I went to the loo. While I was there, I tried very, very hard not to read too much into the flow of my urine. I did try to ask if it could be sepsis, but I wasn’t really sure what the it was. And at least if it was sepsis, it wasn’t prostate cancer.
Fuck, was I turning into my dad? My dad who definitely did not have prostate cancer. Who had in fact probably left me with a genetic predisposition towards not getting prostate cancer. Although also with one towards thinking I had it.
While I was washing my hands, a picture of an uncomfortable-looking baby urged me to Keep your child safe from rickets, which was a whole different can of worms because I didn’t have a child but I was planning to get a dog, and while I didn’t think dogs could get rickets, I wasn’t really sure.

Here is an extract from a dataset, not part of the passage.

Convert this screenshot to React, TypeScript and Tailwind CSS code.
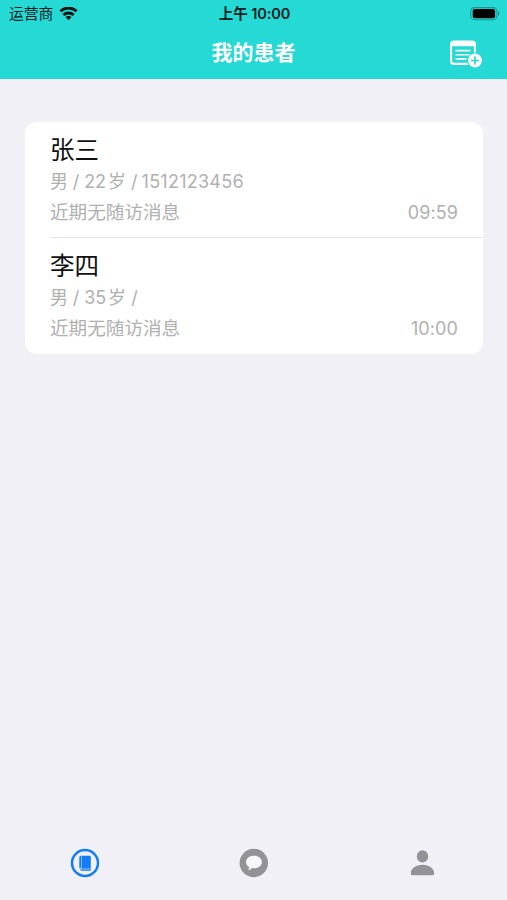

What if my future dog got rickets? What if it was my fault my future dog got rickets?
Don’t face dementia alone, I was warned on the way back to my seat. And I hadn’t been planning to. Although to be fair, I’d also not been planning to Boost your immunity this winter, and I maybe should have been because, like, herd immunity was still really important and stuff.
OUCH! Could it be chlamydia?
It could, I thought. It could also be sepsis.
I sat down at last, picked up the rapidly cooling cup of coffee I’d bought on vending machine trip number two, and found myself staring right down the barrel of:
A man dies every hour of prostate cancer in the UK.
In desperation, I picked up my phone, because at this stage Oliver’s inevitable string of decreasingly confused and increasingly disappointed messages was going to mess with my head a lot worse than the NHS trying to convince me that I had a small but highly specific range of medical conditions.
Lucien where are you?
Having reread your message I assume you are at St. Thomas’s Hospital with Bridget.
Why are you at St. Thomas’s Hospital with Bridget?
Having thought about it I assume it’s because you were with her when she went into labour.
Why were you with Bridget when she went into labour which seems to have happened some time before 4:30 this morning?
Why aren’t you replying to my messages?
Lucien has something happened?
Lucien?
Lucien I tried to call you but it went to voicemail.
Is Bridget all right? Have there been complications?
Are you all right?
Are you and Bridget all right?
Are you still with Bridget?
You forgot your keys.
Lucien I would really like to know what is happening.
I am coming to St. Thomas’s now. Please text me if that is not where you are.
Or if it is where you are.
I am coming to St. Thomas’s. I will be driving and not able to look at my phone.